• The problem
Output every line of the material exactly, omitting images.

• Material provided

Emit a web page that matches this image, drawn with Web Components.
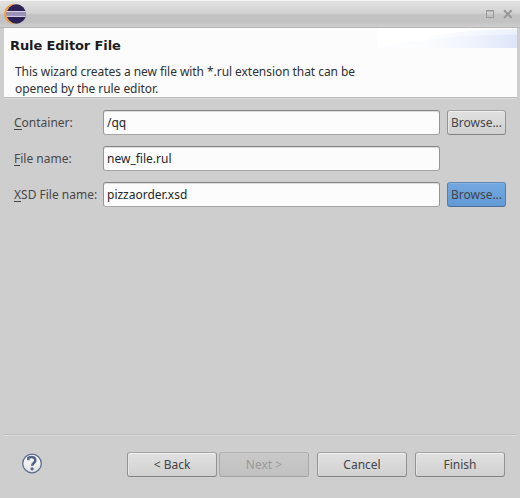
<!DOCTYPE html>
<html lang="en"><head><meta charset="utf-8"><title>Rule Editor File</title>
<style>
body{margin:0;width:520px;height:498px;overflow:hidden;background:#cecece;font:12px/17px "Noto Sans","Open Sans",sans-serif;color:#2f3134}
</style></head><body>
<wizard-window></wizard-window>
<script>
const define=(name,html)=>customElements.define(name,class extends HTMLElement{
  constructor(){super();const t=document.createElement('template');t.innerHTML=html;this.attachShadow({mode:'open'}).append(t.content.cloneNode(true));}
});

define('title-bar',`<style>
:host{display:flex;box-sizing:border-box;height:28px;padding:0 7px 0 4px;align-items:center;background:linear-gradient(#f4f4f4 0 1px,#e2e2e2 1px,#d2d2d2 13px,#c2c2c2 15px,#c3c3c3 22px,#cecece 27px,#b6b6b6 27px)}
.controls{margin-left:auto}svg{display:block}
</style>
<svg width="23" height="28" viewBox="0 0 23 28">
<circle cx="10.3" cy="14" r="10.2" fill="#f69a2c"/>
<circle cx="12" cy="14" r="9.9" fill="#cfc9c7"/>
<circle cx="12.3" cy="14" r="9.7" fill="#2c2255"/>
<path d="M2.8 11H21.8L22 14L21.5 17H3.1L2.6 14Z" fill="#9c91b8"/>
<path d="M3 11.5H21.6M3 16.4H21.6" stroke="#d9d4e2"/>
</svg>
<svg class="controls" width="29" height="28" viewBox="0 0 29 28" fill="none" stroke="#989898">
<path d="M2.5 10.5H9.5V17.5H2.5ZM2 11H10"/>
<path d="M20.800 11L27 17.200M27 11L20.800 17.200" stroke-width="2" stroke-linecap="square"/>
</svg>`);

define('wizard-header',`<style>
:host{display:block;position:relative;box-sizing:border-box;height:71px;margin:0 3px 0 4px;padding:9px 6px 0;background:linear-gradient(#fcfcfc 69px,#b9b9b9 69px 70px,#dcdcdc 70px)}
h1{margin:0;font:bold 13px/17px "DejaVu Sans",sans-serif;color:#1c1c1c;position:relative;letter-spacing:-.1px}
p{margin:9px 0 0 5px;position:relative;letter-spacing:-.057px}
svg{position:absolute;right:0;top:0}
</style>
<svg width="140" height="20" viewBox="0 0 140 20"><defs>
<linearGradient id="a"><stop offset=".05" stop-color="#fdfdff"/><stop offset=".35" stop-color="#fbfcff"/><stop offset=".65" stop-color="#f0f4fc"/><stop offset="1" stop-color="#dde5f8"/></linearGradient>
<linearGradient id="b"><stop offset=".3" stop-color="#fff"/><stop offset="1" stop-color="#ebf1fc"/></linearGradient></defs>
<path d="M0 0H140V20H0Z" fill="#fff"/><path d="M0 20Q60 2 140 1V20Z" fill="url(#b)"/><path d="M0 20Q60 7 140 6.500V20Z" fill="url(#a)"/></svg>
<h1><slot name="title"></slot></h1><p><slot></slot></p>`);

define('text-field',`<style>
:host{display:block;box-sizing:border-box;height:25px;padding:3px 3px 0;border:1px solid;border-color:#858585 #959595 #a5a5a5;border-radius:3px;background:#fcfcfc;box-shadow:inset 0 1px #dedede;color:#262626}
</style><slot></slot>`);

define('push-button',`<style>
:host{display:block;box-sizing:border-box;height:25px;border:1px solid;border-color:#a3a3a3 #929292 #838383;border-radius:3px;background:linear-gradient(#e1e1e1,#d0d0d0);box-shadow:inset 0 1px #f0f0f0,inset 1px 0 #e5e5e5;text-align:center;line-height:23px;color:#434548;white-space:nowrap}
:host([active]){background:linear-gradient(#73a8e1,#629ad6);border-color:#5f8ab7 #587fa9 #4f7093;box-shadow:inset 0 1px #81b1e5}
:host([disabled]){background:linear-gradient(#c9c9c9,#c1c1c1);border-color:#b1b1b1 #aaa #a2a2a2;box-shadow:none;color:#999}
</style><slot></slot>`);

define('field-row',`<style>
:host{display:grid;grid-template-columns:89px 337px 7px 59px;height:25px;align-items:center;color:#484848}
.label{white-space:nowrap}
::slotted(push-button){grid-column:4}
</style><span class="label"><slot name="label"></slot></span><slot></slot>`);

define('help-button',`<style>:host{display:block;width:22px;height:22px}svg{display:block}</style>
<svg width="22" height="22" viewBox="0 0 22 22"><defs><linearGradient id="g" x2="0" y2="1"><stop stop-color="#fff"/><stop offset="1" stop-color="#e2e2e2"/></linearGradient></defs>
<circle cx="11" cy="10.500" r="9.300" fill="url(#g)" stroke="#5c6e90" stroke-width="1.300"/>
<path d="M7.300 7.300V5C10.200 3.300 14.400 3.900 14.400 7.200C14.400 9.900 11.200 10.100 11.200 12.800" fill="none" stroke="#536587" stroke-width="2.500"/>
<circle cx="11.100" cy="15.800" r="1.600" fill="#536587"/></svg>`);

define('wizard-window',`<style>
:host{display:flex;flex-direction:column;height:498px}
.form{display:flex;flex-direction:column;gap:11px;padding:11px 14px 0;flex:1}
u{text-decoration:none;box-shadow:inset 0 -1px #444;display:inline-block;height:16px;line-height:17px;vertical-align:top}
footer{display:flex;box-sizing:border-box;height:64px;margin:0 3px 0 4px;padding:17px 12px 0 17px;border-top:1px solid #bebebe;box-shadow:inset 0 1px #dcdcdc}
help-button{margin-top:1px}
nav{display:flex;margin-left:auto}
nav push-button{width:90px}
.next{margin-left:2px}.gap{margin-left:8px}
</style>
<title-bar></title-bar>
<wizard-header><span slot="title">Rule Editor File</span>This wizard creates a new file with *.rul extension that can be<br>opened by the rule editor.</wizard-header>
<div class="form">
<field-row><span slot="label"><u>C</u>ontainer:</span><text-field>/qq</text-field><push-button>Browse...</push-button></field-row>
<field-row><span slot="label"><u>F</u>ile name:</span><text-field>new_file.rul</text-field></field-row>
<field-row><span slot="label"><u>X</u>SD File name:</span><text-field>pizzaorder.xsd</text-field><push-button active>Browse...</push-button></field-row>
</div>
<footer><help-button></help-button><nav><push-button>&lt; Back</push-button><push-button class="next" disabled>Next &gt;</push-button><push-button class="gap">Cancel</push-button><push-button class="gap">Finish</push-button></nav></footer>`);
</script></body></html>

• Task result
Emit a web page that matches this image, drawn with Web Components.
<!DOCTYPE html>
<html lang="en"><head><meta charset="utf-8"><title>Rule Editor File</title>
<style>
body{margin:0;width:520px;height:498px;overflow:hidden;background:#cecece;font:12px/17px "Noto Sans","Open Sans",sans-serif;color:#2f3134}
</style></head><body>
<wizard-window></wizard-window>
<script>
const define=(name,html)=>customElements.define(name,class extends HTMLElement{
  constructor(){super();const t=document.createElement('template');t.innerHTML=html;this.attachShadow({mode:'open'}).append(t.content.cloneNode(true));}
});

define('title-bar',`<style>
:host{display:flex;box-sizing:border-box;height:28px;padding:0 7px 0 4px;align-items:center;background:linear-gradient(#f4f4f4 0 1px,#e2e2e2 1px,#d2d2d2 13px,#c2c2c2 15px,#c3c3c3 22px,#cecece 27px,#b6b6b6 27px)}
.controls{margin-left:auto}svg{display:block}
</style>
<svg width="23" height="28" viewBox="0 0 23 28">
<circle cx="10.3" cy="14" r="10.2" fill="#f69a2c"/>
<circle cx="12" cy="14" r="9.9" fill="#cfc9c7"/>
<circle cx="12.3" cy="14" r="9.7" fill="#2c2255"/>
<path d="M2.8 11H21.8L22 14L21.5 17H3.1L2.6 14Z" fill="#9c91b8"/>
<path d="M3 11.5H21.6M3 16.4H21.6" stroke="#d9d4e2"/>
</svg>
<svg class="controls" width="29" height="28" viewBox="0 0 29 28" fill="none" stroke="#989898">
<path d="M2.5 10.5H9.5V17.5H2.5ZM2 11H10"/>
<path d="M20.800 11L27 17.200M27 11L20.800 17.200" stroke-width="2" stroke-linecap="square"/>
</svg>`);

define('wizard-header',`<style>
:host{display:block;position:relative;box-sizing:border-box;height:71px;margin:0 3px 0 4px;padding:9px 6px 0;background:linear-gradient(#fcfcfc 69px,#b9b9b9 69px 70px,#dcdcdc 70px)}
h1{margin:0;font:bold 13px/17px "DejaVu Sans",sans-serif;color:#1c1c1c;position:relative;letter-spacing:-.1px}
p{margin:9px 0 0 5px;position:relative;letter-spacing:-.057px}
svg{position:absolute;right:0;top:0}
</style>
<svg width="140" height="20" viewBox="0 0 140 20"><defs>
<linearGradient id="a"><stop offset=".05" stop-color="#fdfdff"/><stop offset=".35" stop-color="#fbfcff"/><stop offset=".65" stop-color="#f0f4fc"/><stop offset="1" stop-color="#dde5f8"/></linearGradient>
<linearGradient id="b"><stop offset=".3" stop-color="#fff"/><stop offset="1" stop-color="#ebf1fc"/></linearGradient></defs>
<path d="M0 0H140V20H0Z" fill="#fff"/><path d="M0 20Q60 2 140 1V20Z" fill="url(#b)"/><path d="M0 20Q60 7 140 6.500V20Z" fill="url(#a)"/></svg>
<h1><slot name="title"></slot></h1><p><slot></slot></p>`);

define('text-field',`<style>
:host{display:block;box-sizing:border-box;height:25px;padding:3px 3px 0;border:1px solid;border-color:#858585 #959595 #a5a5a5;border-radius:3px;background:#fcfcfc;box-shadow:inset 0 1px #dedede;color:#262626}
</style><slot></slot>`);

define('push-button',`<style>
:host{display:block;box-sizing:border-box;height:25px;border:1px solid;border-color:#a3a3a3 #929292 #838383;border-radius:3px;background:linear-gradient(#e1e1e1,#d0d0d0);box-shadow:inset 0 1px #f0f0f0,inset 1px 0 #e5e5e5;text-align:center;line-height:23px;color:#434548;white-space:nowrap}
:host([active]){background:linear-gradient(#73a8e1,#629ad6);border-color:#5f8ab7 #587fa9 #4f7093;box-shadow:inset 0 1px #81b1e5}
:host([disabled]){background:linear-gradient(#c9c9c9,#c1c1c1);border-color:#b1b1b1 #aaa #a2a2a2;box-shadow:none;color:#999}
</style><slot></slot>`);

define('field-row',`<style>
:host{display:grid;grid-template-columns:89px 337px 7px 59px;height:25px;align-items:center;color:#484848}
.label{white-space:nowrap}
::slotted(push-button){grid-column:4}
</style><span class="label"><slot name="label"></slot></span><slot></slot>`);

define('help-button',`<style>:host{display:block;width:22px;height:22px}svg{display:block}</style>
<svg width="22" height="22" viewBox="0 0 22 22"><defs><linearGradient id="g" x2="0" y2="1"><stop stop-color="#fff"/><stop offset="1" stop-color="#e2e2e2"/></linearGradient></defs>
<circle cx="11" cy="10.500" r="9.300" fill="url(#g)" stroke="#5c6e90" stroke-width="1.300"/>
<path d="M7.300 7.300V5C10.200 3.300 14.400 3.900 14.400 7.200C14.400 9.900 11.200 10.100 11.200 12.800" fill="none" stroke="#536587" stroke-width="2.500"/>
<circle cx="11.100" cy="15.800" r="1.600" fill="#536587"/></svg>`);

define('wizard-window',`<style>
:host{display:flex;flex-direction:column;height:498px}
.form{display:flex;flex-direction:column;gap:11px;padding:11px 14px 0;flex:1}
u{text-decoration:none;box-shadow:inset 0 -1px #444;display:inline-block;height:16px;line-height:17px;vertical-align:top}
footer{display:flex;box-sizing:border-box;height:64px;margin:0 3px 0 4px;padding:17px 12px 0 17px;border-top:1px solid #bebebe;box-shadow:inset 0 1px #dcdcdc}
help-button{margin-top:1px}
nav{display:flex;margin-left:auto}
nav push-button{width:90px}
.next{margin-left:2px}.gap{margin-left:8px}
</style>
<title-bar></title-bar>
<wizard-header><span slot="title">Rule Editor File</span>This wizard creates a new file with *.rul extension that can be<br>opened by the rule editor.</wizard-header>
<div class="form">
<field-row><span slot="label"><u>C</u>ontainer:</span><text-field>/qq</text-field><push-button>Browse...</push-button></field-row>
<field-row><span slot="label"><u>F</u>ile name:</span><text-field>new_file.rul</text-field></field-row>
<field-row><span slot="label"><u>X</u>SD File name:</span><text-field>pizzaorder.xsd</text-field><push-button active>Browse...</push-button></field-row>
</div>
<footer><help-button></help-button><nav><push-button>&lt; Back</push-button><push-button class="next" disabled>Next &gt;</push-button><push-button class="gap">Cancel</push-button><push-button class="gap">Finish</push-button></nav></footer>`);
</script></body></html>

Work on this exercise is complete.